What needs to be done = List every line below containing "styles".

[start]

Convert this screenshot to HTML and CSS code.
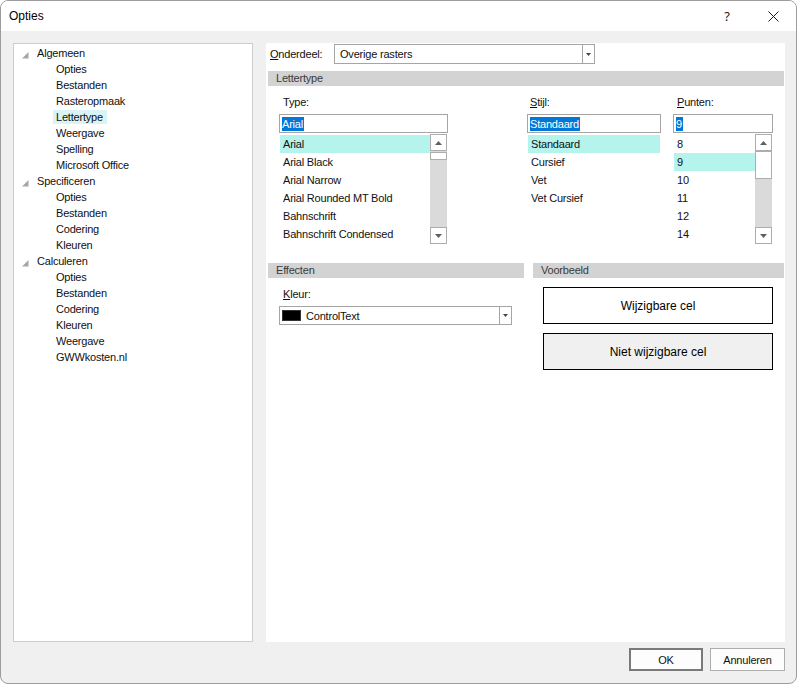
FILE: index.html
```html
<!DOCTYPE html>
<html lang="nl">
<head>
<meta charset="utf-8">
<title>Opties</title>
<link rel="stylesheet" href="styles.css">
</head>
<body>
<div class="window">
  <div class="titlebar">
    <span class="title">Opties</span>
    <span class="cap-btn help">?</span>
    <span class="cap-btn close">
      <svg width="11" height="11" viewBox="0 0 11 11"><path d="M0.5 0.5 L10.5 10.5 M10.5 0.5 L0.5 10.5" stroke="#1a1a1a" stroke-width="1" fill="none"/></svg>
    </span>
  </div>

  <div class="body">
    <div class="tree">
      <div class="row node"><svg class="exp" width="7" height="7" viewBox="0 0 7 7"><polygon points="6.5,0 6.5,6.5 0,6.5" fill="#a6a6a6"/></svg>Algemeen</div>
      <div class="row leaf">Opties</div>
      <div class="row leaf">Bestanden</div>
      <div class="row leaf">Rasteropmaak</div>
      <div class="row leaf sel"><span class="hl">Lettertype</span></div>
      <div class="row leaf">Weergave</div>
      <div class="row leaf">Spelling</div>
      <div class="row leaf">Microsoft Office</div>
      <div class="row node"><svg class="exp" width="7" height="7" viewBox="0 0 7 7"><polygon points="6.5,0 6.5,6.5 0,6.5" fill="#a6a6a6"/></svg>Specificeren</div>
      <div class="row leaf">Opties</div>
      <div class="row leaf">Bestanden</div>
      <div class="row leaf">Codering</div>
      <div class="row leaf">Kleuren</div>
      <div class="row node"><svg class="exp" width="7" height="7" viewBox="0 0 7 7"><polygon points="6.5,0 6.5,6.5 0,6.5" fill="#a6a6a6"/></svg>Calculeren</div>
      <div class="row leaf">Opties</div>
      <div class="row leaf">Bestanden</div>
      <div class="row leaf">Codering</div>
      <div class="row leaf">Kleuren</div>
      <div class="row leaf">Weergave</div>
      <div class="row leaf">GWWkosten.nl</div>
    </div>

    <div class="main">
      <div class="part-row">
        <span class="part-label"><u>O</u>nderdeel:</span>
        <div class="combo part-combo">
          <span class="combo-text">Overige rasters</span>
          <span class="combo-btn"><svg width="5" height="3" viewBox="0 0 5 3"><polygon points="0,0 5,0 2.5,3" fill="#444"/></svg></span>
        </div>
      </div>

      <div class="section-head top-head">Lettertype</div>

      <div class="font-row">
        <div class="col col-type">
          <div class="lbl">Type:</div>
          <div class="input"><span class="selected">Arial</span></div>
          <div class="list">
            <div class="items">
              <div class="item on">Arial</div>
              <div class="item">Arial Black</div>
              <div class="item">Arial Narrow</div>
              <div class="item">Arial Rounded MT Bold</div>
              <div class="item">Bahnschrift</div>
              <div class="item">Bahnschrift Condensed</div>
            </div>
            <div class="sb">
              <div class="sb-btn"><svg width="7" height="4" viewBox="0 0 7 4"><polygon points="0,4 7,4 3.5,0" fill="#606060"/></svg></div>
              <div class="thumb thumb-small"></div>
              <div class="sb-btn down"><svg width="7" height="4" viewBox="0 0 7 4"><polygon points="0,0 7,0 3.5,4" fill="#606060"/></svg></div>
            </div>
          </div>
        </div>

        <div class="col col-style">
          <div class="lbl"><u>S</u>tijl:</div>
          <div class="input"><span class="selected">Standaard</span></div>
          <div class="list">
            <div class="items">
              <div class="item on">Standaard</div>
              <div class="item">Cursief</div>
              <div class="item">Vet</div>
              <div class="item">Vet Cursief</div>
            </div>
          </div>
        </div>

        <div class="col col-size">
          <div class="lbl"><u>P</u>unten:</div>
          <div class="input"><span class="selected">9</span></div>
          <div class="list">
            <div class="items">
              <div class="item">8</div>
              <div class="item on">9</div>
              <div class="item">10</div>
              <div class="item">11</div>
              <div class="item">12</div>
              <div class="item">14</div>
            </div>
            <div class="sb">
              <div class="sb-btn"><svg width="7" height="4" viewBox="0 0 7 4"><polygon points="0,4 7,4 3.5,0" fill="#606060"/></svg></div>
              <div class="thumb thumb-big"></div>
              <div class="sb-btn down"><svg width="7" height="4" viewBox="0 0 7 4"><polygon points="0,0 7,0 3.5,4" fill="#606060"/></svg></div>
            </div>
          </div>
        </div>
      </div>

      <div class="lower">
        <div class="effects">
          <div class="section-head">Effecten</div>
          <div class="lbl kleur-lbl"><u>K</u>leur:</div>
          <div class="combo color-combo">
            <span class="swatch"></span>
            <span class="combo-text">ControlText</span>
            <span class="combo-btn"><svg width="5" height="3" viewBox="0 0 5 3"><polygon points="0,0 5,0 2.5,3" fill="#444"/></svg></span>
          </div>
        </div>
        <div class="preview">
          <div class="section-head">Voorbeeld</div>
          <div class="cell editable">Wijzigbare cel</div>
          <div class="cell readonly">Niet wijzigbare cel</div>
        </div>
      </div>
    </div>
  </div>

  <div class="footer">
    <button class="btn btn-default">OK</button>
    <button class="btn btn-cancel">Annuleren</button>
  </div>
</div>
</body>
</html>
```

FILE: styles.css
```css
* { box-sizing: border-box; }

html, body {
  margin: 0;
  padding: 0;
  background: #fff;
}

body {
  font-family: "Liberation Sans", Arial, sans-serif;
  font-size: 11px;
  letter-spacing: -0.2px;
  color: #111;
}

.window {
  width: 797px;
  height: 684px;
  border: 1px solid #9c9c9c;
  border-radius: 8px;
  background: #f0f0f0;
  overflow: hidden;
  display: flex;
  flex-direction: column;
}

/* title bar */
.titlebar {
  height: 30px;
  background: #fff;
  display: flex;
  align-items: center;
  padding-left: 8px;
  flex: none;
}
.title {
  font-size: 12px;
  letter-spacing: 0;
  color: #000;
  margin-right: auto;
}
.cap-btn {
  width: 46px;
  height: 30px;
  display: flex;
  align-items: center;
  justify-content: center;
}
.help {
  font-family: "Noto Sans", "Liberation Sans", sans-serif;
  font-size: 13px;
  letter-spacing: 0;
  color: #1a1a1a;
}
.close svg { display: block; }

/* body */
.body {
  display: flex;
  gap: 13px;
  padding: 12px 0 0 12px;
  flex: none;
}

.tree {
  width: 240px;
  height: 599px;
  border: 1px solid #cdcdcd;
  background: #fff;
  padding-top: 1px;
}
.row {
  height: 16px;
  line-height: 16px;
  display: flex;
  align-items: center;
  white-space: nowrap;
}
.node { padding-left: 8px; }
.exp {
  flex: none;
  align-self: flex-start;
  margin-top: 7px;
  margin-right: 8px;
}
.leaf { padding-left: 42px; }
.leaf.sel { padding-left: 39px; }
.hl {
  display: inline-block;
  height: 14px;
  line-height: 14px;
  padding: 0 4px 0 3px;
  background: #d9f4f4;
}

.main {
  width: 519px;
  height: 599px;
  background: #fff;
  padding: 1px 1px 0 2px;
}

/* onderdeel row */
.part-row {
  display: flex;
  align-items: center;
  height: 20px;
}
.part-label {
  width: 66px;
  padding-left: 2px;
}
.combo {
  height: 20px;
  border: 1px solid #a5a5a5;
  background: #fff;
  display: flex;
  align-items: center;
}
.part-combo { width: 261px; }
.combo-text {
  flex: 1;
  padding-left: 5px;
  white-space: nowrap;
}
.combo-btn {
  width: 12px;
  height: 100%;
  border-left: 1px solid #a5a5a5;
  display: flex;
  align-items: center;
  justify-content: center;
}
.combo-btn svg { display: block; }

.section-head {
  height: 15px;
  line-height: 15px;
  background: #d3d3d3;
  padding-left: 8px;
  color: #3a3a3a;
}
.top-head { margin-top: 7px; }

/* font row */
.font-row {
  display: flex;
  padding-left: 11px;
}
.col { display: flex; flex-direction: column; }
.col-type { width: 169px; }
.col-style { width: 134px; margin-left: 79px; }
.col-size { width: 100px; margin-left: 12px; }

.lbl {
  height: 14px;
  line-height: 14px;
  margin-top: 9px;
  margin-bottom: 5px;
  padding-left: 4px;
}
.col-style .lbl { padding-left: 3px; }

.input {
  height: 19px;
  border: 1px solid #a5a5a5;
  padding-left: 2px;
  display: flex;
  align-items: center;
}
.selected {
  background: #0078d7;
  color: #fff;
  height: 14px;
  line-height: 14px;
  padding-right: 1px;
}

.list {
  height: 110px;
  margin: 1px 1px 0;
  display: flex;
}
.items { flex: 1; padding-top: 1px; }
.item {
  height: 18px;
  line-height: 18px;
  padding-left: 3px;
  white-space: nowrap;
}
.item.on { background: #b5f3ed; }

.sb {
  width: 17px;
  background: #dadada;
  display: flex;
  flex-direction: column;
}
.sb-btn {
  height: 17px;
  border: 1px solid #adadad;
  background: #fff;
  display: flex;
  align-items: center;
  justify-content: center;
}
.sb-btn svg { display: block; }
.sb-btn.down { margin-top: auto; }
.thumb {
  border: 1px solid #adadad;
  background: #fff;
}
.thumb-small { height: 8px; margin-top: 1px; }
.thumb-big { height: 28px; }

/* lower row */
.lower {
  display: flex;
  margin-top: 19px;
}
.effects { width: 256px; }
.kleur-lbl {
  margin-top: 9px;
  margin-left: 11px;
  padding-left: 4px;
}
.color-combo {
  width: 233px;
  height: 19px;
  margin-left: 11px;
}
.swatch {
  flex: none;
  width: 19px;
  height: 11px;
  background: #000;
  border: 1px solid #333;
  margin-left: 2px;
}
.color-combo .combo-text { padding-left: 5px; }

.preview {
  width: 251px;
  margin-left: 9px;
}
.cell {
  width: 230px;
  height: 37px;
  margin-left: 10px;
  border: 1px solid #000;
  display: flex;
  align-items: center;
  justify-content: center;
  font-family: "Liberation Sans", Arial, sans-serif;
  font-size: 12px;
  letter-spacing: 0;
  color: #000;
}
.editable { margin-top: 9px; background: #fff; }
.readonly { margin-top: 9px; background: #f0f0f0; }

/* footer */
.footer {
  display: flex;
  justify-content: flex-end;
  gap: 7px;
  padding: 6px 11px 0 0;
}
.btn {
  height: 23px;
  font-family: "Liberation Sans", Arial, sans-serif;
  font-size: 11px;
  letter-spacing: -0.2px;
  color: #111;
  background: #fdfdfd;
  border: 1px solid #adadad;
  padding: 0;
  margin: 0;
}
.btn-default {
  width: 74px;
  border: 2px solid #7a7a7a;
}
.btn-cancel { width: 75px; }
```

[end]
[start]

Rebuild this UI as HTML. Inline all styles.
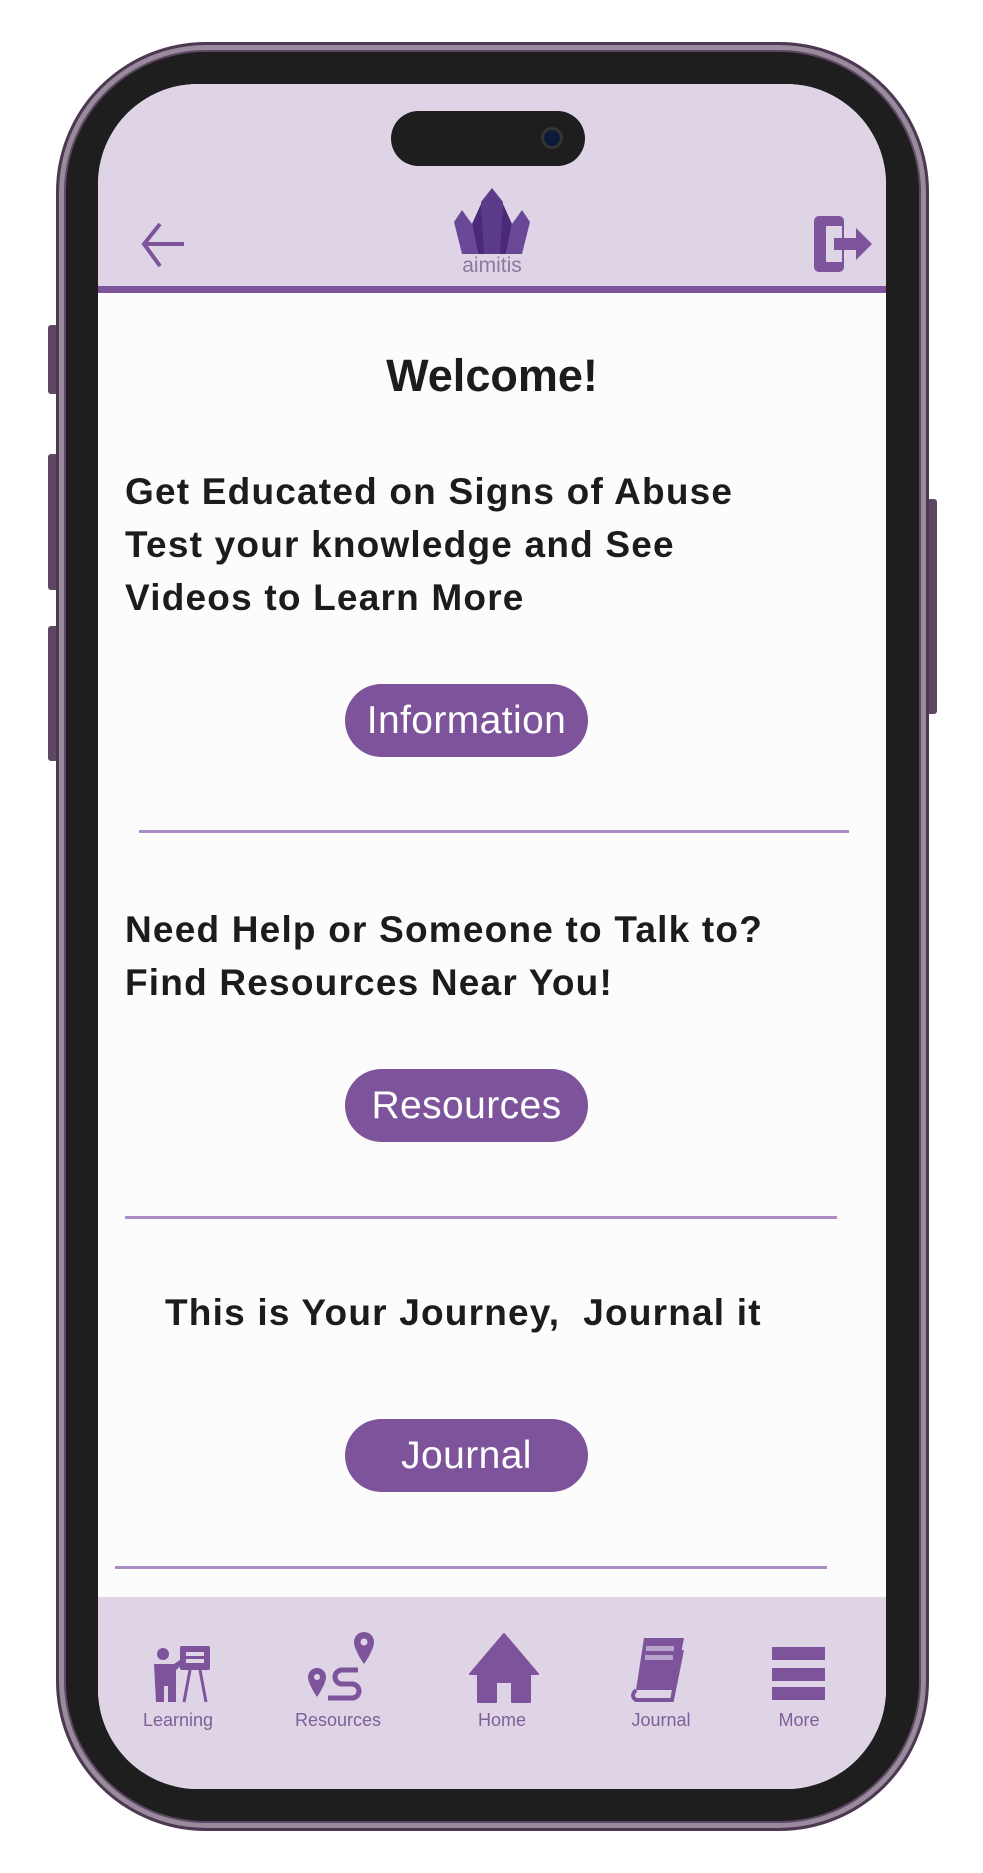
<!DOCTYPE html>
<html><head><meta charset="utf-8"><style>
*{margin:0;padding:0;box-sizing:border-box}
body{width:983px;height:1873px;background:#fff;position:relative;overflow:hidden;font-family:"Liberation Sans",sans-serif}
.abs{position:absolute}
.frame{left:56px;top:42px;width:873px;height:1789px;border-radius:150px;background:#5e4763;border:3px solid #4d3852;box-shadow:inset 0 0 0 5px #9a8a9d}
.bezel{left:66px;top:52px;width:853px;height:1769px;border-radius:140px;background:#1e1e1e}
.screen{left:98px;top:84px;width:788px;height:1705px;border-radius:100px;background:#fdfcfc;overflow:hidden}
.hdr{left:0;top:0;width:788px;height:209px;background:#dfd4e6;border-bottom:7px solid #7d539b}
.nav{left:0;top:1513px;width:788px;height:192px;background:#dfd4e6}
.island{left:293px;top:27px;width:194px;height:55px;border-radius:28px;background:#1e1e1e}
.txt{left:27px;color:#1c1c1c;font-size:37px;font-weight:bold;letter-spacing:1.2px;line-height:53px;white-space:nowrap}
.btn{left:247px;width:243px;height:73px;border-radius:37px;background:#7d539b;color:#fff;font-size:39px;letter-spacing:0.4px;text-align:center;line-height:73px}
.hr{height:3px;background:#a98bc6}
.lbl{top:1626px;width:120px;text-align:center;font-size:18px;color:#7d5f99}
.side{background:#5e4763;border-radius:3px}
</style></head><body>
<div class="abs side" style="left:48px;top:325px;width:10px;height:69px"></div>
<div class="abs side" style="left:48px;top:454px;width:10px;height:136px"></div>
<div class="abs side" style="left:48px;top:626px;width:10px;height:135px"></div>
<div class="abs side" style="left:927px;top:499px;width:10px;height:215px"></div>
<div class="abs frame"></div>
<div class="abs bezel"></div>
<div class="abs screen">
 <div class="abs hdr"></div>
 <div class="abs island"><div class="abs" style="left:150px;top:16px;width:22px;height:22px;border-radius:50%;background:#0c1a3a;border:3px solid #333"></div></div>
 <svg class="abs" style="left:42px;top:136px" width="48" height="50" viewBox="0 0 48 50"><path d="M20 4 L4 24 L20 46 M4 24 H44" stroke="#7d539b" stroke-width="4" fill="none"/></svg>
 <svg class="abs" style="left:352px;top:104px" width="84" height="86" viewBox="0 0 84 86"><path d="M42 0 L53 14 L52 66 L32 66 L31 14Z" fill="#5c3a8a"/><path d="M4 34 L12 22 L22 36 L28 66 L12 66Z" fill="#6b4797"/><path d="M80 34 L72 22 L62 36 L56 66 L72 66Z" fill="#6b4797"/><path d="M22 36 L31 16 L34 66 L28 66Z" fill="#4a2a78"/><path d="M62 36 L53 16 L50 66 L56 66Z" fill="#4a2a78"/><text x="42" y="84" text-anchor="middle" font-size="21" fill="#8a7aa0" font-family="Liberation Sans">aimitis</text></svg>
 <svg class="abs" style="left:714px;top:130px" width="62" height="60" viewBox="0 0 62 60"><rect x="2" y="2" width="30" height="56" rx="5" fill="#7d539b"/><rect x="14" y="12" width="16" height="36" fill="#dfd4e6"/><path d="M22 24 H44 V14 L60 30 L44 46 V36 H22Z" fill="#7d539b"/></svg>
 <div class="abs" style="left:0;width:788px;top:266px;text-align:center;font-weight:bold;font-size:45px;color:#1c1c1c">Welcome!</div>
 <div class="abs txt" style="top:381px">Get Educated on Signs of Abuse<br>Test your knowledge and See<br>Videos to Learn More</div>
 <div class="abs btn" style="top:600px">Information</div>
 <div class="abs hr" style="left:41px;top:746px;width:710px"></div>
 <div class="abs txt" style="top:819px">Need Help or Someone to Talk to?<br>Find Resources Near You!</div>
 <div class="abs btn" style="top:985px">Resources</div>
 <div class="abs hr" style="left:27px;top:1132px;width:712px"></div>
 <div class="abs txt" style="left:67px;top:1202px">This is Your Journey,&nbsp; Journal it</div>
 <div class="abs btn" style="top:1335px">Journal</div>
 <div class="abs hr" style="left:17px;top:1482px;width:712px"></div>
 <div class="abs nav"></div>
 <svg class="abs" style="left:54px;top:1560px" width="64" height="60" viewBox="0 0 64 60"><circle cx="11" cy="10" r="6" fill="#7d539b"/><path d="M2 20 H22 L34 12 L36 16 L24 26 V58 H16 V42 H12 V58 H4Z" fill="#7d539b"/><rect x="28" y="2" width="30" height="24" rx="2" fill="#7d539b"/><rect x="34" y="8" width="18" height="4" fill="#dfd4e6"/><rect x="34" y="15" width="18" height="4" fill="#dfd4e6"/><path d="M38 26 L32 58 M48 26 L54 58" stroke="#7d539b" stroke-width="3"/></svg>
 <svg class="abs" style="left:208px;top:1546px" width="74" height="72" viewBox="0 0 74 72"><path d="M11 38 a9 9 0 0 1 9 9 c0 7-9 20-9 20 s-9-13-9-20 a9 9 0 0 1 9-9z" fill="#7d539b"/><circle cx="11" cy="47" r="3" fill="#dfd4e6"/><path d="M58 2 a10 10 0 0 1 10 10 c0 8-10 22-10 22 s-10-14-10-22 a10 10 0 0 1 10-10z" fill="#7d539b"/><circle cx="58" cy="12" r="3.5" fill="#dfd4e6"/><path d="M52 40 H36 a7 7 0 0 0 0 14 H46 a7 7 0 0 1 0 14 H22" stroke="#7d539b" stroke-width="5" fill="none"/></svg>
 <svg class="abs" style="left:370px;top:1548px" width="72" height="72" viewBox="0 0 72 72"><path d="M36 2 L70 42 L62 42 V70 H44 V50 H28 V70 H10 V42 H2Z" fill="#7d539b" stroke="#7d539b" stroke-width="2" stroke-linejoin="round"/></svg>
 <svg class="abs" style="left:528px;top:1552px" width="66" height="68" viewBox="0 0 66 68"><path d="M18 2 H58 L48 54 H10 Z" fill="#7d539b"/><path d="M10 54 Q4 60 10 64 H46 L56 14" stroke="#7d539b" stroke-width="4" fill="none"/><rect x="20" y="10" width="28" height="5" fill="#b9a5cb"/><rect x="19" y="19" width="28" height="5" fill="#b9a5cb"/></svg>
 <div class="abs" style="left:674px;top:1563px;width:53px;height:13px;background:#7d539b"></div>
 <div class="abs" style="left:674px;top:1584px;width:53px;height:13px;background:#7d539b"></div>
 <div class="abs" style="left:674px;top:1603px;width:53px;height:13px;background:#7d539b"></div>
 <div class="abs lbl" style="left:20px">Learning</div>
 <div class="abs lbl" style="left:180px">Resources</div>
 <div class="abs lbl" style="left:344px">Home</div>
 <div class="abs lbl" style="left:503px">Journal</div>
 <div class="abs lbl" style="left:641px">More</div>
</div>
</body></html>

[end]

Solution =
<link rel="stylesheet" href="styles.css">
FILE: styles.css
Rebuild this UI as HTML. Inline all styles.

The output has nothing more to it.